Slanted snaking of localized Faraday waves

TL;DR

This paper investigates the phenomenon of slanted snaking in localized Faraday waves through experiments, theory, and simulations, revealing the role of conserved volume and introducing a universal coupled model.

Contribution

It presents the first combined experimental, theoretical, and numerical analysis of slanted snaking in Faraday waves, emphasizing the influence of volume conservation.

Findings

Experimental evidence of hysteresis in wave transition

Observation of localized waves extending outside hysteresis

Model successfully reproduces slanted snaking behavior

Abstract

We report on an experimental, theoretical and numerical study of slanted snaking of spatially localized parametrically excited waves on the surface of a water-surfactant mixture in a Hele-Shaw cell.
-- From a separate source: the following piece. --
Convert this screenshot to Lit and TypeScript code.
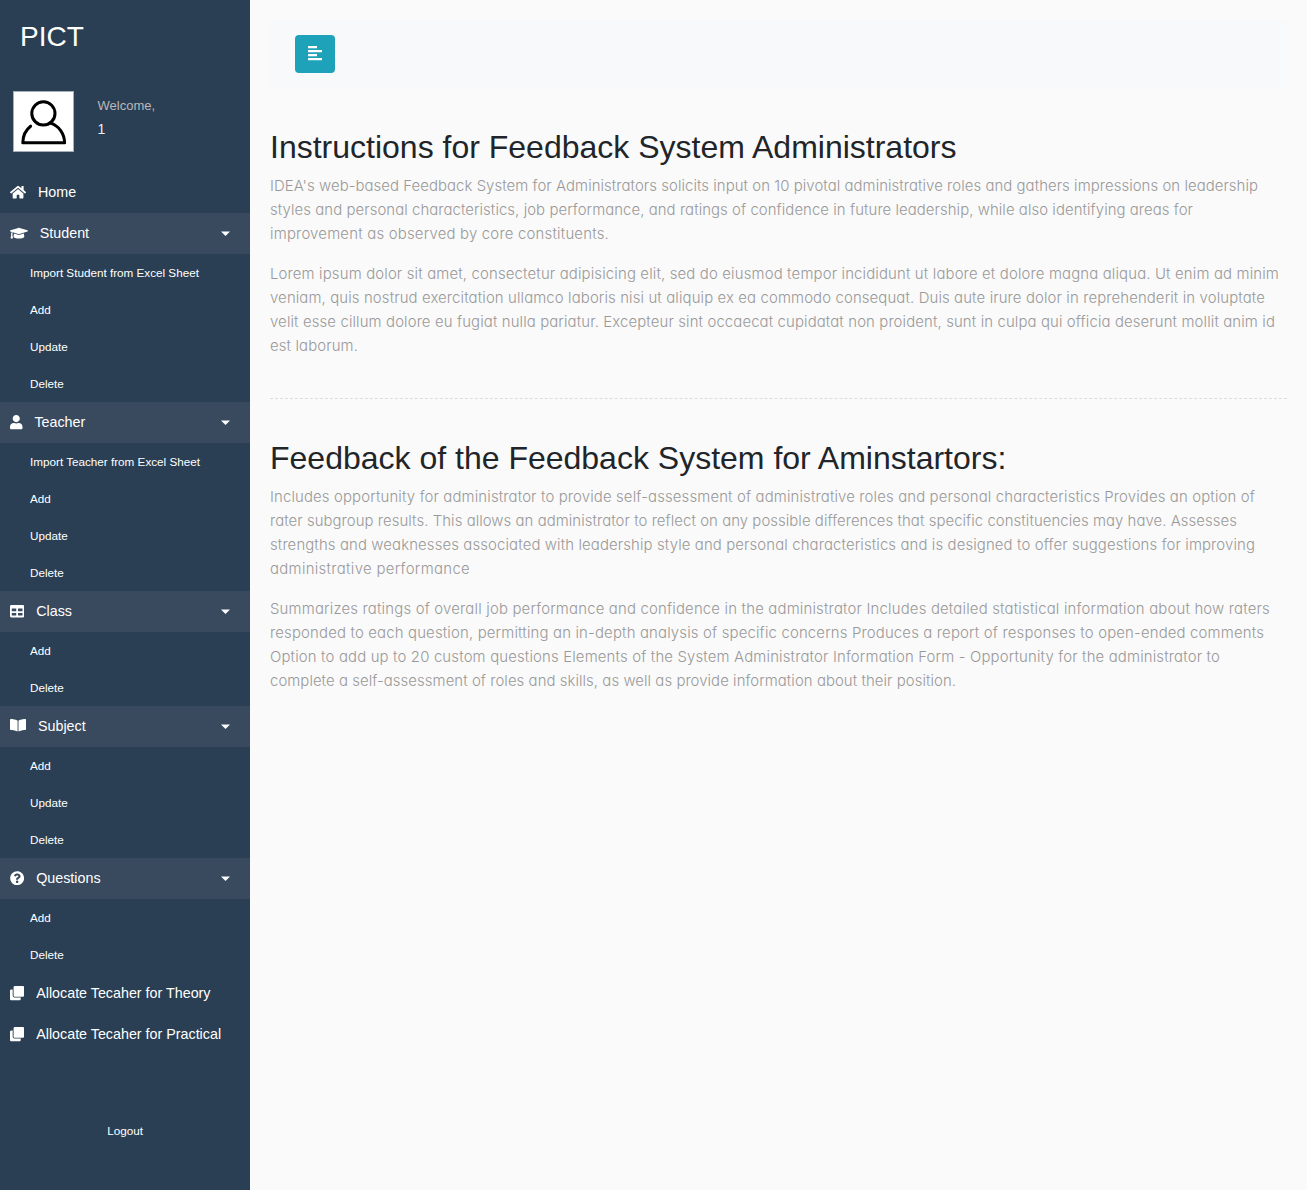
import { LitElement, html, css, svg } from "lit";
import { customElement, property } from "lit/decorators.js";

const ICONS: Record<string, [number, string]> = {
  home: [576, "M280.37 148.26L96 300.11V464a16 16 0 0 0 16 16l112.06-.29a16 16 0 0 0 15.92-16V368a16 16 0 0 1 16-16h64a16 16 0 0 1 16 16v95.64a16 16 0 0 0 16 16.05L464 480a16 16 0 0 0 16-16V300L295.67 148.26a12.19 12.19 0 0 0-15.3 0zM571.6 251.47L488 182.56V44.05a12 12 0 0 0-12-12h-56a12 12 0 0 0-12 12v72.61L318.47 43a48 48 0 0 0-61 0L4.34 251.47a12 12 0 0 0-1.6 16.9l25.5 31A12 12 0 0 0 45.15 301l235.22-193.74a12.19 12.19 0 0 1 15.3 0L530.9 301a12 12 0 0 0 16.9-1.6l25.5-31a12 12 0 0 0-1.7-16.93z"],
  cap: [640, "M622.34 153.2L343.4 67.5c-15.2-4.67-31.6-4.67-46.79 0L17.66 153.2c-23.54 7.23-23.54 38.36 0 45.59l48.63 14.94c-10.67 13.19-17.23 29.28-17.88 46.9C38.78 266.15 32 276.11 32 288c0 10.78 5.68 19.85 13.86 25.65L20.33 428.53C18.11 438.52 25.71 448 35.94 448h56.11c10.24 0 17.84-9.48 15.62-19.47L82.14 313.65C90.32 307.85 96 298.78 96 288c0-11.57-6.47-21.25-15.66-26.87.76-15.02 8.44-28.3 20.69-36.72L296.6 284.5c9.06 2.78 26.44 6.25 46.79 0l278.95-85.7c23.55-7.24 23.55-38.36 0-45.6zM352.79 315.09c-28.53 8.76-52.84 3.92-65.59 0l-145.02-44.55L128 384c0 35.35 85.96 64 192 64s192-28.65 192-64l-14.18-113.47-145.03 44.56z"],
  user: [448, "M224 256c70.7 0 128-57.3 128-128S294.7 0 224 0 96 57.3 96 128s57.3 128 128 128zm89.6 32h-16.7c-22.2 10.2-46.9 16-72.9 16s-50.6-5.8-72.9-16h-16.7C60.2 288 0 348.2 0 422.4V464c0 26.5 21.5 48 48 48h352c26.5 0 48-21.5 48-48v-41.6c0-74.2-60.2-134.4-134.4-134.4z"],
  table: [512, "M464 32H48C21.49 32 0 53.49 0 80v352c0 26.51 21.49 48 48 48h416c26.51 0 48-21.49 48-48V80c0-26.51-21.49-48-48-48zM224 416H64v-96h160v96zm0-160H64v-96h160v96zm224 160H288v-96h160v96zm0-160H288v-96h160v96z"],
  book: [576, "M542.22 32.05c-54.8 3.11-163.72 14.43-230.96 55.59-4.64 2.84-7.27 7.89-7.27 13.17v363.87c0 11.55 12.63 18.85 23.28 13.49 69.18-34.82 169.23-44.32 218.7-46.92 16.89-.89 30.02-14.43 30.02-30.66V62.75c.01-17.71-15.35-31.74-33.77-30.7zM264.73 87.64C197.5 46.48 88.58 35.17 33.78 32.05 15.36 31.01 0 45.04 0 62.75V400.6c0 16.24 13.13 29.78 30.02 30.66 49.49 2.6 149.59 12.11 218.77 46.95 10.62 5.35 23.21-1.94 23.21-13.46V100.63c0-5.29-2.62-10.14-7.27-12.99z"],
  question: [512, "M504 256c0 136.997-111.043 248-248 248S8 392.997 8 256C8 119.083 119.043 8 256 8s248 111.083 248 248zM262.655 90c-54.497 0-89.255 22.957-116.549 63.758-3.536 5.286-2.353 12.415 2.715 16.258l34.699 26.31c5.205 3.947 12.621 3.008 16.665-2.122 17.864-22.658 30.113-35.797 57.303-35.797 20.429 0 45.698 13.148 45.698 32.958 0 14.976-12.363 22.667-32.534 33.976C247.128 238.528 216 254.941 216 296v4c0 6.627 5.373 12 12 12h56c6.627 0 12-5.373 12-12v-1.333c0-28.462 83.186-29.647 83.186-106.667 0-58.002-60.165-102-116.531-102zM256 338c-25.365 0-46 20.635-46 46 0 25.364 20.635 46 46 46s46-20.636 46-46c0-25.365-20.635-46-46-46z"],
  clone: [512, "M464 0c26.51 0 48 21.49 48 48v288c0 26.51-21.49 48-48 48H176c-26.51 0-48-21.49-48-48V48c0-26.51 21.49-48 48-48h288M176 416c-44.112 0-80-35.888-80-80V128H48c-26.51 0-48 21.49-48 48v288c0 26.51 21.49 48 48 48h288c26.51 0 48-21.49 48-48v-48H176z"],
};

interface Entry { icon: string; label: string; children?: string[]; }

const MENU: Entry[] = [
  { icon: "home", label: "Home" },
  { icon: "cap", label: "Student", children: ["Import Student from Excel Sheet", "Add", "Update", "Delete"] },
  { icon: "user", label: "Teacher", children: ["Import Teacher from Excel Sheet", "Add", "Update", "Delete"] },
  { icon: "table", label: "Class", children: ["Add", "Delete"] },
  { icon: "book", label: "Subject", children: ["Add", "Update", "Delete"] },
  { icon: "question", label: "Questions", children: ["Add", "Delete"] },
  { icon: "clone", label: "Allocate Tecaher for Theory" },
  { icon: "clone", label: "Allocate Tecaher for Practical" },
];

type Line = [string, number];
interface Section { title: string; paragraphs: Line[][]; }

// Each line carries its measure in pixels.
const SECTIONS: Section[] = [
  {
    title: "Instructions for Feedback System Administrators",
    paragraphs: [
      [
        ["IDEA's web-based Feedback System for Administrators solicits input on 10 pivotal administrative roles and gathers impressions on leadership", 988],
        ["styles and personal characteristics, job performance, and ratings of confidence in future leadership, while also identifying areas for", 923],
        ["improvement as observed by core constituents.", 339],
      ],
      [
        ["Lorem ipsum dolor sit amet, consectetur adipisicing elit, sed do eiusmod tempor incididunt ut labore et dolore magna aliqua. Ut enim ad minim", 1009],
        ["veniam, quis nostrud exercitation ullamco laboris nisi ut aliquip ex ea commodo consequat. Duis aute irure dolor in reprehenderit in voluptate", 995],
        ["velit esse cillum dolore eu fugiat nulla pariatur. Excepteur sint occaecat cupidatat non proident, sunt in culpa qui officia deserunt mollit anim id", 1005],
        ["est laborum.", 88],
      ],
    ],
  },
  {
    title: "Feedback of the Feedback System for Aminstartors:",
    paragraphs: [
      [
        ["Includes opportunity for administrator to provide self-assessment of administrative roles and personal characteristics Provides an option of", 985],
        ["rater subgroup results. This allows an administrator to reflect on any possible differences that specific constituencies may have. Assesses", 967],
        ["strengths and weaknesses associated with leadership style and personal characteristics and is designed to offer suggestions for improving", 985],
        ["administrative performance", 200],
      ],
      [
        ["Summarizes ratings of overall job performance and confidence in the administrator Includes detailed statistical information about how raters", 1000],
        ["responded to each question, permitting an in-depth analysis of specific concerns Produces a report of responses to open-ended comments", 994],
        ["Option to add up to 20 custom questions Elements of the System Administrator Information Form - Opportunity for the administrator to", 950],
        ["complete a self-assessment of roles and skills, as well as provide information about their position.", 686],
      ],
    ],
  },
];

/** One line of copy, tracked so that it fills its measure. */
@customElement("copy-line")
class CopyLine extends LitElement {
  @property() text = "";
  @property({ type: Number }) measure = 0;

  static styles = css`
    :host { display: block; height: 24px; white-space: nowrap; }
    .run { display: inline-block; }
  `;

  firstUpdated() {
    this.fit();
    document.fonts?.ready.then(() => this.fit());
  }

  private fit() {
    const run = this.renderRoot.querySelector<HTMLElement>(".run")!;
    run.style.letterSpacing = "0px";
    const gap = this.measure - run.getBoundingClientRect().width;
    run.style.letterSpacing = `${gap / this.text.length}px`;
  }

  render() {
    return html`<span class="run">${this.text}</span>`;
  }
}

@customElement("app-root")
class AppRoot extends LitElement {
  static styles = css`
    :host {
      display: flex;
      min-height: 1190px;
      background: #fafafa;
      font-family: "Liberation Sans", Arial, sans-serif;
      color: #212529;
    }
    * { box-sizing: border-box; }
    h2, h3, p, ul { margin: 0; padding: 0; font-weight: 400; }
    ul { list-style: none; }
    svg { display: block; flex: none; }

    .sidebar { width: 250px; flex: none; background: #2a3f54; color: #fff; }
    .brand { padding: 20px; font-size: 28px; line-height: 34px; height: 91px; }
    .profile { display: flex; height: 81px; padding-left: 13px; }
    .avatar { width: 61px; height: 61px; background: #fff; border: 1px solid #a3afba; }
    .hello { padding: 5px 0 0 23.5px; }
    .welcome { font-size: 13px; line-height: 20px; color: #bab8b8; }
    .name { font-size: 14px; line-height: 26px; color: #ecf0f1; }

    .item { display: flex; align-items: center; gap: 11.9px; height: 41px; padding: 0 20px 0 10px; font-size: 14.3px; line-height: 21px; }
    .item.group { background: #394a5e; }
    .item .caret { margin-left: auto; }
    .icon.book { margin-bottom: 2px; }
    .sub { height: 37px; padding: 10px 0 0 30px; font-size: 11.7px; line-height: 18px; }
    .logout { padding-top: 67px; text-align: center; font-size: 11.7px; line-height: 18px; }

    .content { flex: 1; min-width: 0; padding: 20px; }
    .navbar { height: 68px; padding: 15px 25px; background: #f8f9fb; margin-bottom: 40px; }
    .toggle { display: flex; align-items: center; justify-content: center; width: 40px; height: 38px; padding: 0; border: 0; border-radius: 4px; background: #1da2b9; }
    .title { font-size: 32px; line-height: 38px; margin-bottom: 8px; }
    .copy { margin-bottom: 16px; font-family: Inter, sans-serif; font-weight: 300; font-size: 14.9px; line-height: 24px; color: #999; font-feature-settings: "cv11" 1; }
    .divider { margin: 40px 0; border-bottom: 1px dashed #ddd; }
    section .copy:last-child { margin-bottom: 40px; }
  `;

  private icon(name: string) {
    const [w, d] = ICONS[name];
    return html`<svg class="icon ${name}" width=${(w / 512) * 14.3} height="14.3" viewBox="0 0 ${w} 512" fill="currentColor">${svg`<path d=${d} />`}</svg>`;
  }

  private entry(e: Entry) {
    return html`
      <li>
        <div class="item ${e.children ? "group" : ""}">
          ${this.icon(e.icon)}<span>${e.label}</span>
          ${e.children
            ? html`<svg class="caret" width="9" height="5" viewBox="0 0 9 5" fill="currentColor"><path d="M0 .6H9L4.5 5Z" /></svg>`
            : null}
        </div>
        ${e.children ? html`<ul>${e.children.map((c) => html`<li class="sub">${c}</li>`)}</ul>` : null}
      </li>
    `;
  }

  render() {
    return html`
      <nav class="sidebar">
        <h3 class="brand">PICT</h3>
        <div class="profile">
          <svg class="avatar" viewBox="0 0 59 59" fill="none" stroke="#000" stroke-width="3" stroke-linecap="round" stroke-linejoin="round">
            <circle cx="29.4" cy="21.4" r="11.6" />
            <path d="M16.6 34.2C12 37.7 8.9 43.7 8.8 50.8H50.6C50.4 41.7 45 34 36.8 31.2" />
          </svg>
          <div class="hello">
            <div class="welcome">Welcome,</div>
            <div class="name">1</div>
          </div>
        </div>
        <ul>${MENU.map((e) => this.entry(e))}</ul>
        <div class="logout">Logout</div>
      </nav>
      <main class="content">
        <div class="navbar">
          <button class="toggle" aria-label="Toggle menu">
            <svg width="14" height="16" viewBox="0 0 14 16" fill="#fff">
              <path d="M0 0H9V2.3H0ZM0 4H14V6.3H0ZM0 8H9V10.3H0ZM0 12H14V14.3H0Z" />
            </svg>
          </button>
        </div>
        ${SECTIONS.map(
          (s, i) => html`
            <section>
              <h2 class="title">${s.title}</h2>
              ${s.paragraphs.map(
                (p) => html`<p class="copy">${p.map(([t, w]) => html`<copy-line .text=${t} .measure=${w}></copy-line>`)}</p>`
              )}
            </section>
            ${i === 0 ? html`<div class="divider"></div>` : null}
          `
        )}
      </main>
    `;
  }
}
We demonstrate experimentally the presence of a hysteretic transition to spatially extended parametrically excited surface waves when the acceleration amplitude is varied, as well as the presence of spatially localized waves exhibiting slanted snaking. The latter extend outside the hysteresis loop. We attribute this behavior to the presence of a conserved quantity, the liquid volume, and introduce a universal model based on symmetry arguments, which couples the wave amplitude with such a conserved quantity. The model captures both the observed slanted snaking and the presence of localized waves outside the hysteresis loop, as demonstrated by numerical integration of the model equations.